##### Records
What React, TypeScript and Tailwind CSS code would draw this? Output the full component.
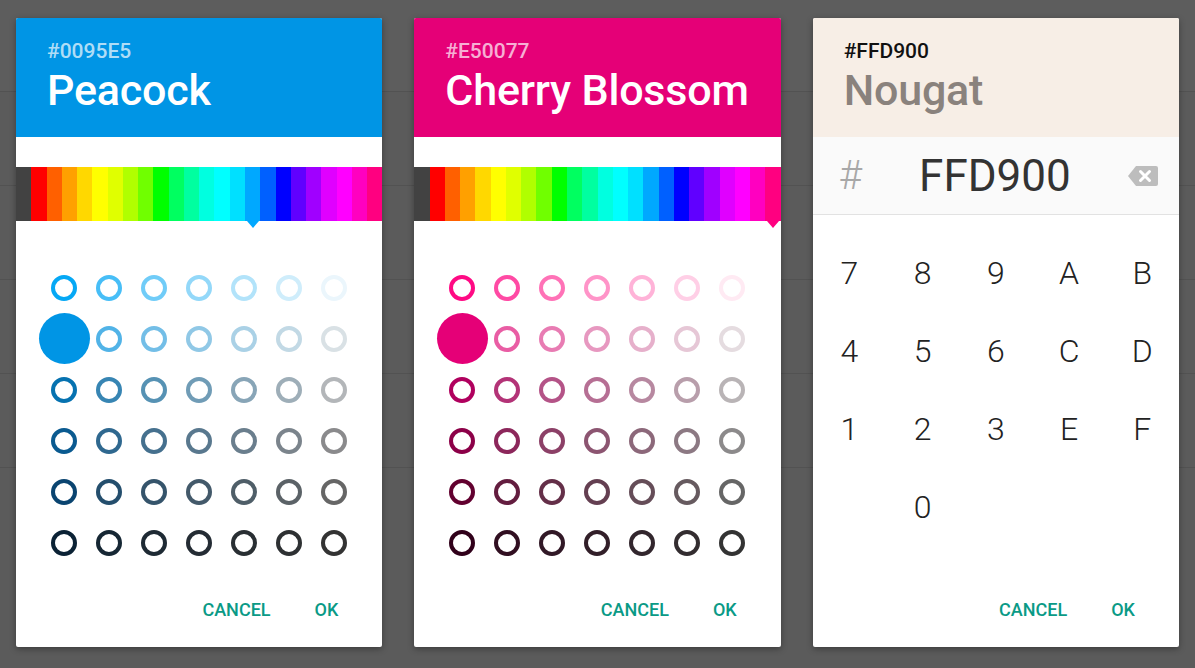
import React from "react"

const SPECTRUM = [
  "#424242", "#ff0000", "#ff6000", "#ffa000", "#ffd800", "#ffff00", "#e0ff00", "#b0ff00",
  "#70ff00", "#00ff00", "#00ff60", "#00ffa0", "#00ffe0", "#00ffff", "#00e0ff", "#00a8ff",
  "#0060ff", "#0000ff", "#6000ff", "#a000ff", "#e000ff", "#ff00ff", "#ff00c0", "#ff0080",
]

// per row: [first column, last column] — columns in between are blended
const BLUE_ROWS: [string, string][] = [
  ["#05a8f5", "#ebf6fc"],
  ["#1ba0e8", "#d9e1e5"],
  ["#0672b0", "#b3b6b9"],
  ["#0a5a90", "#8a8a8c"],
  ["#0a4470", "#666666"],
  ["#0b2235", "#333333"],
]

const PINK_ROWS: [string, string][] = [
  ["#ff0a84", "#ffeaf3"],
  ["#ea2a8c", "#e5dce0"],
  ["#b0005e", "#b9b4b6"],
  ["#8c0048", "#8c8a8b"],
  ["#62002f", "#666666"],
  ["#30001a", "#333333"],
]

function mix(a: string, b: string, t: number) {
  const pa = [1, 3, 5].map((i) => parseInt(a.slice(i, i + 2), 16))
  const pb = [1, 3, 5].map((i) => parseInt(b.slice(i, i + 2), 16))
  const c = pa.map((v, i) => Math.round(v + (pb[i] - v) * t))
  return `rgb(${c[0]}, ${c[1]}, ${c[2]})`
}

function Header({ hex, name, bg, hexClass, nameClass }: { hex: string; name: string; bg: string; hexClass: string; nameClass: string }) {
  return (
    <div className={`h-[119px] shrink-0 px-[31px] pt-[21px] ${bg}`}>
      <div className={`text-[21px] leading-[24px] font-medium ${hexClass}`}>{hex}</div>
      <div className={`mt-[3px] whitespace-nowrap text-[43px] leading-[48px] font-medium tracking-[-0.2px] ${nameClass}`}>{name}</div>
    </div>
  )
}

function Spectrum({ selected }: { selected: number }) {
  return (
    <div className="mt-[30px] flex h-[54px] shrink-0">
      {SPECTRUM.map((c, i) => (
        <div key={i} className="relative flex-1" style={{ backgroundColor: c }}>
          {i === selected && (
            <div
              className="absolute left-1/2 top-full h-0 w-0 -translate-x-1/2 border-x-[6px] border-t-[7px] border-x-transparent"
              style={{ borderTopColor: c }}
            />
          )}
        </div>
      ))}
    </div>
  )
}

function Swatches({ rows, base }: { rows: [string, string][]; base: string }) {
  return (
    <div className="mx-auto mt-[41px] grid w-[315px] grid-cols-7">
      {rows.map(([from, to], r) =>
        Array.from({ length: 7 }).map((_, c) => {
          const color = mix(from, to, Math.pow(c / 6, 0.7))
          return (
            <div key={`${r}-${c}`} className="flex h-[51px] items-center justify-center">
              {r === 1 && c === 0 ? (
                <div className="h-[51px] w-[51px] shrink-0 rounded-full" style={{ backgroundColor: base }} />
              ) : (
                <div className="h-[26px] w-[26px] rounded-full border-[4.5px]" style={{ borderColor: color }} />
              )}
            </div>
          )
        })
      )}
    </div>
  )
}

function Actions() {
  return (
    <div className="mt-auto flex h-[76px] items-center justify-end gap-[44px] pr-[44px] text-[18px] font-medium text-[#0a9a86]">
      <span>CANCEL</span>
      <span>OK</span>
    </div>
  )
}

function Card({ children }: { children: React.ReactNode }) {
  return (
    <div className="flex min-w-0 flex-1 flex-col overflow-hidden rounded-[2px] bg-white shadow-[0_2px_6px_rgba(0,0,0,0.35)]">
      {children}
    </div>
  )
}

function BackspaceIcon() {
  return (
    <svg width="30" height="20" viewBox="0 0 30 20">
      <path d="M8 0 H28 a2 2 0 0 1 2 2 V18 a2 2 0 0 1 -2 2 H8 L0 10 Z" fill="#bdbdbd" />
      <path d="M12.5 5.5 L21.5 14.5 M21.5 5.5 L12.5 14.5" stroke="#fff" strokeWidth="3" strokeLinecap="round" />
    </svg>
  )
}

const KEYS = ["7", "8", "9", "A", "B", "4", "5", "6", "C", "D", "1", "2", "3", "E", "F", "", "0", "", "", ""]

export default function App() {
  return (
    <div className="relative h-[668px] w-full overflow-hidden bg-[#5b5b5b] font-['Roboto',sans-serif]">
      {/* dimmed list behind the dialogs */}
      <div className="flex flex-col">
        <div className="h-[92px] border-b border-[#525252] bg-[#5d5d5d]" />
        <div className="h-[94px] border-b border-[#525252]" />
        <div className="h-[94px] border-b border-[#525252]" />
        <div className="h-[94px] border-b border-[#525252]" />
        <div className="h-[94px] border-b border-[#525252]" />
      </div>

      <div className="absolute inset-0 flex gap-[32px] px-[16px] pb-[21px] pt-[18px]">
        <Card>
          <Header hex="#0095E5" name="Peacock" bg="bg-[#0095e5]" hexClass="text-white/70" nameClass="text-white" />
          <Spectrum selected={15} />
          <Swatches rows={BLUE_ROWS} base="#0095e5" />
          <Actions />
        </Card>

        <Card>
          <Header hex="#E50077" name="Cherry Blossom" bg="bg-[#e50077]" hexClass="text-white/70" nameClass="text-white" />
          <Spectrum selected={23} />
          <Swatches rows={PINK_ROWS} base="#e50077" />
          <Actions />
        </Card>

        <Card>
          <Header hex="#FFD900" name="Nougat" bg="bg-[#f7eee6]" hexClass="text-[#111111]" nameClass="text-[#8a827d]" />
          <div className="flex h-[78px] shrink-0 items-center border-b border-[#e2e2e2] bg-[#fafafa] pl-[26px] pr-[21px]">
            <span className="text-[40px] font-light text-[#a8a8a8]">#</span>
            <span className="flex-1 text-center text-[44px] text-[#333333]">FFD900</span>
            <BackspaceIcon />
          </div>
          <div className="mt-[19px] grid grid-cols-5">
            {KEYS.map((k, i) => (
              <div key={i} className="flex h-[78px] items-center justify-center text-[32px] font-light text-[#222222]">
                {k}
              </div>
            ))}
          </div>
          <Actions />
        </Card>
      </div>
    </div>
  )
}
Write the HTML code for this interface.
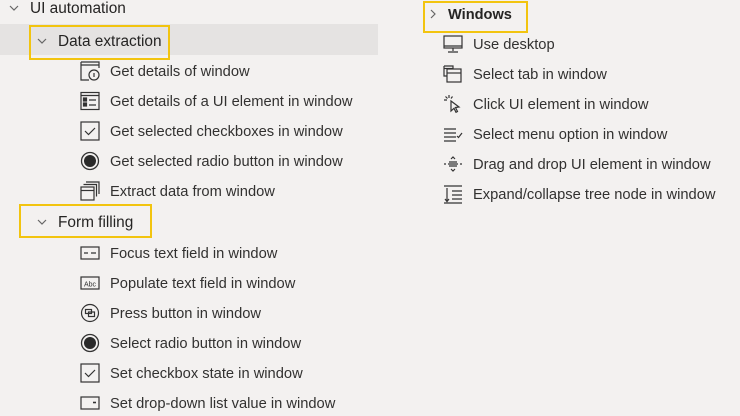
<!DOCTYPE html>
<html><head><meta charset="utf-8"><style>
*{margin:0;padding:0;box-sizing:border-box}
body{width:740px;height:416px;background:#f3f1f0;position:relative;overflow:hidden;font-family:"Liberation Sans",sans-serif;color:#323130;font-size:14.7px}
.t{position:absolute;white-space:nowrap;line-height:18px;margin-top:1px}
.h{font-size:15.4px;color:#252423}
.ic{position:absolute;width:20px;height:20px}
.box{position:absolute;border:2px solid #f2c40f}
.ch{position:absolute;font-size:11px;color:#555;line-height:12px}
</style></head><body>
<div style="position:absolute;left:0;top:24px;width:378px;height:31px;background:#e5e3e2"></div>
<div class="box" style="left:29px;top:25px;width:141px;height:35px"></div>
<div class="box" style="left:19px;top:204px;width:133px;height:34px"></div>
<div class="box" style="left:423px;top:1px;width:105px;height:32px"></div>

<svg class="ch" style="left:9px;top:4px" width="10" height="8"><path d="M1 2l4 4 4-4" fill="none" stroke="#666" stroke-width="1.2"/></svg>
<div class="t h" style="left:30px;top:-1px">UI automation</div>
<svg class="ch" style="left:37px;top:37px" width="10" height="8"><path d="M1 2l4 4 4-4" fill="none" stroke="#666" stroke-width="1.2"/></svg>
<div class="t h" style="left:58px;top:32px">Data extraction</div>
<svg class="ch" style="left:37px;top:218px" width="10" height="8"><path d="M1 2l4 4 4-4" fill="none" stroke="#666" stroke-width="1.2"/></svg>
<div class="t h" style="left:58px;top:213px">Form filling</div>
<svg class="ch" style="left:429px;top:9px" width="8" height="10"><path d="M2 1l4 4-4 4" fill="none" stroke="#666" stroke-width="1.2"/></svg>
<div class="t h" style="left:448px;top:5px;font-weight:bold;font-size:14.6px">Windows</div>

<svg class="ic" style="left:80px;top:61px" viewBox="0 0 20 20" fill="none" stroke="#333" stroke-width="1.2"><path d="M1 1h18v6M1 1v18h8M1 4h18"/><circle cx="14" cy="14" r="5"/><path d="M14 12v4"/></svg>
<div class="t" style="left:110px;top:62px">Get details of window</div>
<svg class="ic" style="left:80px;top:91px" viewBox="0 0 20 20" fill="none" stroke="#333" stroke-width="1.2"><rect x="1" y="1.5" width="18" height="17"/><path d="M1 4.5h18"/><rect x="3.5" y="7" width="3" height="3" fill="#333"/><rect x="3.5" y="12" width="3" height="3" fill="#333"/><path d="M9 9h7M9 14h7"/></svg>
<div class="t" style="left:110px;top:92px">Get details of a UI element in window</div>
<svg class="ic" style="left:80px;top:121px" viewBox="0 0 20 20" fill="none" stroke="#333" stroke-width="1.2"><rect x="1" y="1" width="18" height="18"/><path d="M5 10l3.5 3.5L15 7"/></svg>
<div class="t" style="left:110px;top:122px">Get selected checkboxes in window</div>
<svg class="ic" style="left:80px;top:151px" viewBox="0 0 20 20"><circle cx="10" cy="10" r="8.5" fill="none" stroke="#333" stroke-width="1.3"/><circle cx="10" cy="10" r="6" fill="#2a2a2a"/></svg>
<div class="t" style="left:110px;top:152px">Get selected radio button in window</div>
<svg class="ic" style="left:80px;top:181px" viewBox="0 0 20 20" fill="none" stroke="#333" stroke-width="1.2"><path d="M6 1h13v12M3.5 3.5h13v12"/><rect x="1" y="6" width="13" height="13"/><path d="M1 9.5h13"/></svg>
<div class="t" style="left:110px;top:182px">Extract data from window</div>

<svg class="ic" style="left:80px;top:243px" viewBox="0 0 20 20" fill="none" stroke="#333" stroke-width="1.2"><rect x="1" y="4" width="18" height="12"/><path d="M4 10h4M11 10h5"/></svg>
<div class="t" style="left:110px;top:244px">Focus text field in window</div>
<svg class="ic" style="left:80px;top:273px" viewBox="0 0 20 20"><rect x="1" y="4" width="18" height="12" fill="none" stroke="#333" stroke-width="1.2"/><text x="10" y="13.5" font-size="7" text-anchor="middle" font-family="Liberation Sans" fill="#333">Abc</text></svg>
<div class="t" style="left:110px;top:274px">Populate text field in window</div>
<svg class="ic" style="left:80px;top:303px" viewBox="0 0 20 20" fill="none" stroke="#333" stroke-width="1.2"><circle cx="10" cy="10" r="8.5"/><rect x="5.5" y="6.5" width="6" height="4"/><rect x="8.5" y="9" width="6" height="4.5"/></svg>
<div class="t" style="left:110px;top:304px">Press button in window</div>
<svg class="ic" style="left:80px;top:333px" viewBox="0 0 20 20"><circle cx="10" cy="10" r="8.5" fill="none" stroke="#333" stroke-width="1.3"/><circle cx="10" cy="10" r="6" fill="#2a2a2a"/></svg>
<div class="t" style="left:110px;top:334px">Select radio button in window</div>
<svg class="ic" style="left:80px;top:363px" viewBox="0 0 20 20" fill="none" stroke="#333" stroke-width="1.2"><rect x="1" y="1" width="18" height="18"/><path d="M5 10l3.5 3.5L15 7"/></svg>
<div class="t" style="left:110px;top:364px">Set checkbox state in window</div>
<svg class="ic" style="left:80px;top:393px" viewBox="0 0 20 20" fill="none" stroke="#333" stroke-width="1.2"><rect x="1" y="4" width="18" height="12"/><path d="M13 9.5h3" stroke-width="1.6"/></svg>
<div class="t" style="left:110px;top:394px">Set drop-down list value in window</div>

<svg class="ic" style="left:443px;top:34px" viewBox="0 0 20 20" fill="none" stroke="#333" stroke-width="1.2"><rect x="1" y="2" width="18" height="12"/><path d="M1 12h18M10 14v3M5 18h10"/></svg>
<div class="t" style="left:473px;top:35px">Use desktop</div>
<svg class="ic" style="left:443px;top:64px" viewBox="0 0 20 20" fill="none" stroke="#333" stroke-width="1.2"><path d="M1 2h9v3M1 2v10h3"/><rect x="4" y="5" width="14" height="13"/><path d="M4 9h14"/><path d="M1 4.5h9"/></svg>
<div class="t" style="left:473px;top:65px">Select tab in window</div>
<svg class="ic" style="left:443px;top:94px" viewBox="0 0 20 20" fill="none" stroke="#333" stroke-width="1.2"><path d="M8 7l8 6-3.5.5 2 4-1.5.8-2-4L8 17z"/><path d="M6 1v3M1 6h3M2.5 2.5l2 2M9.5 2.5l-1.5 2"/></svg>
<div class="t" style="left:473px;top:95px">Click UI element in window</div>
<svg class="ic" style="left:443px;top:124px" viewBox="0 0 20 20" fill="none" stroke="#333" stroke-width="1.2"><path d="M1 5h12M1 9h12M1 13h12M1 17h12M14 12l1.5 1.5L19 9"/></svg>
<div class="t" style="left:473px;top:125px">Select menu option in window</div>
<svg class="ic" style="left:443px;top:154px" viewBox="0 0 20 20" fill="none" stroke="#333" stroke-width="1.2"><path d="M1 10h2M17 10h2M6 8h8M5 10h10M6 12h8M8 5l2-2 2 2M8 15l2 2 2-2"/></svg>
<div class="t" style="left:473px;top:155px">Drag and drop UI element in window</div>
<svg class="ic" style="left:443px;top:184px" viewBox="0 0 20 20" fill="none" stroke="#333" stroke-width="1.2"><path d="M1 2h18M4 4v13M2 15l2 2.5L6 15M9 7h10M9 11h10M9 15h10M1 19h18"/></svg>
<div class="t" style="left:473px;top:185px">Expand/collapse tree node in window</div>
</body></html>
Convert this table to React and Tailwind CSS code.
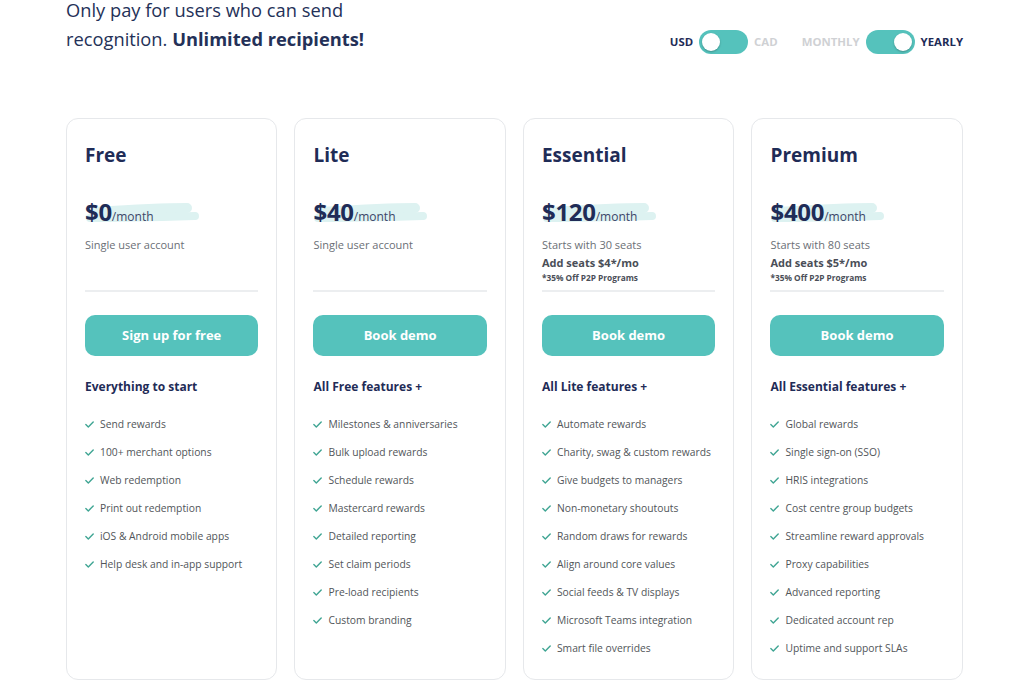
##########
### Required work
List each line of the records that holds the string "code".

### Answer
What React, TypeScript and Tailwind CSS code would draw this? Output the full component.
Write the HTML code for this interface.
Convert this table to React and Tailwind CSS code.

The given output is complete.